I think scoble had a post some time back - making the comparison between
"news" and "noise". There is breaking news in the noise - the problem is
filtering it out.

Anyone think there's potential in a breaking news stories site? There's
probably a 30 minute window where twitter / fb / etc are really the only
sources reporting... Enough to build a business model perhaps? (Maybe selling
content / targeted adds at journalists)

------
r7000
The last thing I thought of was to go on twitter. :)

------
tmallen
Upmodded for the dose of reality provided by the blog post's comments...

------
geuis
@alex_c and @jamesbritt You have valid points, but I think in the wrong
context. The magic here starts to happen when you are aggregating many
disparate people's twits. Using the summize/twitter search for a particular
term or region works very well. In this case, I caught on to what happened in
Toronto a few hours ago from a twit I saw. As I looked deeper into it, none of
the mainstream news channels were covering it, while there were dozens of
twits about it.
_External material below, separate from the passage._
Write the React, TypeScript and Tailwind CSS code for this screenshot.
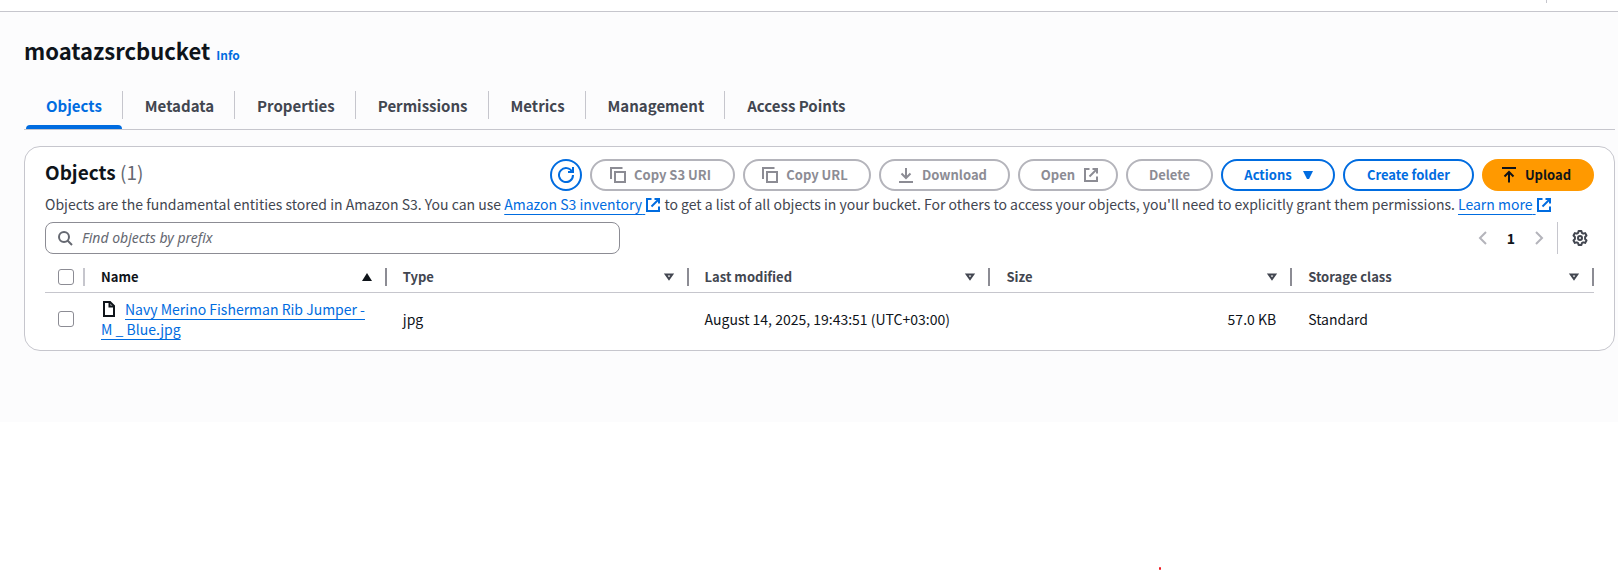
import React, { useState } from "react";

type IconProps = { children: React.ReactNode; className?: string };

function Icon({ children, className = "" }: IconProps) {
  return (
    <svg
      viewBox="0 0 16 16"
      fill="none"
      stroke="currentColor"
      strokeWidth={2}
      aria-hidden="true"
      className={`size-4 shrink-0 ${className}`}
    >
      {children}
    </svg>
  );
}

const CopyIcon = () => (
  <Icon>
    <path d="M5 5h10v10H5z" />
    <path d="M1 12V1h11.5" />
  </Icon>
);

const ExternalIcon = ({ className = "" }: { className?: string }) => (
  <Icon className={className}>
    <path d="M9.5 2H14v4.5" />
    <path d="m6.5 9.5 7-7" />
    <path d="M14 9.5V14H2V2h4.5" />
  </Icon>
);

const SortIcon = ({ active = false }: { active?: boolean }) =>
  active ? (
    <Icon>
      <path d="M8 4 13 12H3z" fill="currentColor" stroke="none" />
    </Icon>
  ) : (
    <Icon>
      <path d="M4.800 5.500h6.400L8 10z" />
    </Icon>
  );

const TABS = ["Objects", "Metadata", "Properties", "Permissions", "Metrics", "Management", "Access Points"];
const COLUMNS = ["Name", "Type", "Last modified", "Size", "Storage class"];

const BUTTON = "flex h-8 items-center justify-center rounded-full border-2 text-[13px] leading-5 font-bold whitespace-nowrap";
const DISABLED = "border-[#b4b4bb] text-[#8c8c94]";
const NORMAL = "border-[#006ce0] text-[#006ce0]";
const LINK = "text-[#006ce0] underline decoration-1 underline-offset-4 [text-decoration-skip-ink:none]";
const CHECKBOX = "block size-4 appearance-none rounded-[3px] border border-[#8c8c94] bg-white checked:bg-[#006ce0]";

export default function App() {
  const [tab, setTab] = useState("Objects");
  const [query, setQuery] = useState("");

  return (
    <div className="relative min-h-screen bg-white font-['Noto_Sans_CJK_SC','Noto_Sans',sans-serif] text-sm leading-5 text-[#0f141a]">
      <header className="flex h-3 items-start justify-end border-b border-[#c6c6cd] pr-[71px]">
        <span className="h-[3px] w-px bg-[#c6c6cd]" />
      </header>

      <main className="bg-[#fcfcfd] pt-[23px] pr-[3px] pb-[71px] pl-6">
        <div className="flex items-baseline gap-1.5">
          <h1 className="text-[22px] leading-[30px] font-bold">moatazsrcbucket</h1>
          <a href="#info" className="text-xs leading-4 font-bold text-[#006ce0]">Info</a>
        </div>

        <div role="tablist" className="mt-[21px] flex border-b border-[#c6c6cd]">
          {TABS.map((name, i) => (
            <div key={name} className="flex items-start">
              <button
                type="button"
                role="tab"
                aria-selected={tab === name}
                onClick={() => setTab(name)}
                className={`ml-0.5 flex h-[43px] flex-col justify-between text-[15px] leading-5 font-bold ${
                  tab === name ? "text-[#006ce0]" : "text-[#424650]"
                }`}
              >
                <span className="px-5 pt-2.5">{name}</span>
                <span className={`h-1 w-full rounded-t-sm ${tab === name ? "bg-[#006ce0]" : ""}`} />
              </button>
              {i < TABS.length - 1 && <span className="mt-[5px] h-7 w-px bg-[#c6c6cd]" />}
            </div>
          ))}
        </div>

        <section className="mt-4 rounded-2xl border border-[#c6c6cd] bg-white px-5 pt-3 pb-[5px]">
          <div className="flex items-start justify-between gap-4">
            <h2 className="pt-px text-[19px] leading-6 font-bold">
              Objects <span className="font-normal text-[#656871]">(1)</span>
            </h2>
            <div className="flex flex-wrap justify-end gap-2">
              <button type="button" aria-label="Refresh" className={`${BUTTON} ${NORMAL} w-8`}>
                <Icon>
                  <path d="M10 5h5V0" />
                  <path d="M15 8a7 7 0 1 1-.7-3" />
                </Icon>
              </button>
              <button type="button" disabled className={`${BUTTON} ${DISABLED} min-w-[145px] gap-2 pr-5 pl-4`}>
                <CopyIcon />
                Copy S3 URI
              </button>
              <button type="button" disabled className={`${BUTTON} ${DISABLED} min-w-32 gap-2 pr-5 pl-4`}>
                <CopyIcon />
                Copy URL
              </button>
              <button type="button" disabled className={`${BUTTON} ${DISABLED} min-w-[131px] gap-2 pr-5 pl-4`}>
                <Icon>
                  <path d="M8 1v10" />
                  <path d="m3.500 6.500 4.500 4.500 4.500-4.500" />
                  <path d="M1 15h14" />
                </Icon>
                Download
              </button>
              <button type="button" disabled className={`${BUTTON} ${DISABLED} min-w-[100px] gap-2 pr-4 pl-5`}>
                Open
                <ExternalIcon />
              </button>
              <button type="button" disabled className={`${BUTTON} ${DISABLED} min-w-[87px] px-5`}>
                Delete
              </button>
              <button type="button" className={`${BUTTON} ${NORMAL} min-w-[114px] gap-2 pr-4 pl-5`}>
                Actions
                <Icon>
                  <path d="M3 4h10L9 12H7z" fill="currentColor" stroke="none" />
                </Icon>
              </button>
              <button type="button" className={`${BUTTON} ${NORMAL} min-w-[131px] px-5`}>
                Create folder
              </button>
              <button
                type="button"
                className={`${BUTTON} min-w-28 gap-2 border-[#ff9900] bg-[#ff9900] pr-5 pl-4 text-[#0f141a]`}
              >
                <Icon>
                  <path d="M1 1h14" />
                  <path d="M8 15.500V5" />
                  <path d="m3.500 9.500 4.500-4.500 4.500 4.500" />
                </Icon>
                Upload
              </button>
            </div>
          </div>

          <p className="mt-[3px] text-[#424650]">
            Objects are the fundamental entities stored in Amazon S3. You can use{" "}
            <a href="#inventory" className={LINK}>
              Amazon S3 inventory{"\u00a0"}
              <ExternalIcon className="inline-block align-[-3px]" />
            </a>{" "}
            to get a list of all objects in your bucket. For others to access your objects, you'll need to explicitly
            grant them permissions.{" "}
            <a href="#learn-more" className={LINK}>
              Learn more{"\u00a0"}
              <ExternalIcon className="inline-block align-[-3px]" />
            </a>
          </p>

          <div className="mt-2 flex items-center justify-between">
            <label className="flex h-8 w-[575px] items-center gap-[9px] rounded-lg border border-[#8c8c94] px-[11px] text-[#656871]">
              <Icon>
                <circle cx="7" cy="7" r="5" />
                <path d="m15 15-4.500-4.500" />
              </Icon>
              <input
                type="text"
                aria-label="Find objects by prefix"
                placeholder="Find objects by prefix"
                value={query}
                onChange={(e) => setQuery(e.target.value)}
                className="min-w-0 flex-1 bg-transparent font-['Noto_Sans',sans-serif] text-[#0f141a] outline-none placeholder:text-[#656871] placeholder:italic"
              />
            </label>
            <div className="flex items-center">
              <button type="button" disabled aria-label="Previous page" className="text-[#b4b4bb]">
                <Icon>
                  <path d="m11 2-6 6 6 6" />
                </Icon>
              </button>
              <button type="button" aria-current="page" className="w-10 text-center font-bold">
                1
              </button>
              <button type="button" disabled aria-label="Next page" className="text-[#b4b4bb]">
                <Icon>
                  <path d="m5 2 6 6-6 6" />
                </Icon>
              </button>
              <span className="mr-3.5 ml-2.5 h-8 w-px bg-[#c6c6cd]" />
              <button type="button" aria-label="Preferences" className="mr-1.5 text-[#424650]">
                <Icon>
                  <path
                    d="M6.600 1h2.800l.5 1.900 1.300.75 1.900-.55 1.400 2.400L13.100 7v2l1.400 1.500-1.400 2.400-1.900-.55-1.300.75L9.400 15H6.600l-.5-1.900-1.300-.75-1.900.55-1.400-2.400L2.900 9V7L1.500 5.500l1.400-2.400 1.900.55 1.300-.75z"
                    strokeLinejoin="round"
                  />
                  <circle cx="8" cy="8" r="2" />
                </Icon>
              </button>
            </div>
          </div>

          <table className="mt-2 w-full table-fixed border-collapse text-left">
            <colgroup>
              <col className="w-10" />
              {COLUMNS.map((name) => (
                <col key={name} />
              ))}
            </colgroup>
            <thead>
              <tr className="border-b border-[#c6c6cd]">
                <th scope="col" className="h-[30px] p-0">
                  <div className="flex items-center justify-between pl-[13px]">
                    <input type="checkbox" aria-label="Select all objects" className={CHECKBOX} />
                    <span className="h-[18px] w-0.5 bg-[#c6c6cd]" />
                  </div>
                </th>
                {COLUMNS.map((name, i) => (
                  <th key={name} scope="col" className="p-0 text-[13px]">
                    <div className="flex items-center pl-4">
                      <span className={`flex-1 ${i === 0 ? "" : "text-[#424650]"}`}>{name}</span>
                      <button
                        type="button"
                        aria-label={`Sort by ${name}`}
                        className={i === 0 ? "text-[#0f141a]" : "text-[#424650]"}
                      >
                        <SortIcon active={i === 0} />
                      </button>
                      <span className="ml-2.5 h-[18px] w-0.5 bg-[#8c8c94]" />
                    </div>
                  </th>
                ))}
              </tr>
            </thead>
            <tbody>
              <tr>
                <td className="py-1.5 pl-[13px]">
                  <input type="checkbox" aria-label="Select Navy Merino Fisherman Rib Jumper" className={CHECKBOX} />
                </td>
                <td className="py-1.5 pr-4 pl-4">
                  <Icon className="mr-2 inline-block align-[-2px]">
                    <path d="M3 1h6l4 4v10H3z" />
                    <path d="M8.500 1v4.500H13" />
                  </Icon>
                  <a href="#object" className={LINK}>
                    Navy Merino Fisherman Rib Jumper - M _ Blue.jpg
                  </a>
                </td>
                <td className="py-1.5 pr-4 pl-4">jpg</td>
                <td className="py-1.5 pr-4 pl-4">August 14, 2025, 19:43:51 (UTC+03:00)</td>
                <td className="py-1.5 pr-4 pl-4 text-right">57.0 KB</td>
                <td className="py-1.5 pr-4 pl-4">Standard</td>
              </tr>
            </tbody>
          </table>
        </section>
      </main>

      <span className="absolute top-[567px] left-[1159px] h-[3px] w-0.5 rounded-full bg-[#ed1c24]" />
    </div>
  );
}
Some of them linked to several Youtube videos, one of which I
included in the post.

I'm not the only one to notice the breaking news Twitter effect in general.
Arrington and others have posted about it as well. I just find it disturbing
that something that big happens and over 12 hours later, its doesn't even have
a blip on the "mainstream" news. God forbid it was something more widespread
than this accident. Instead, we get to watch more celebrity coverage, and then
3 hours of talking heads yammering about said-celebrity(s).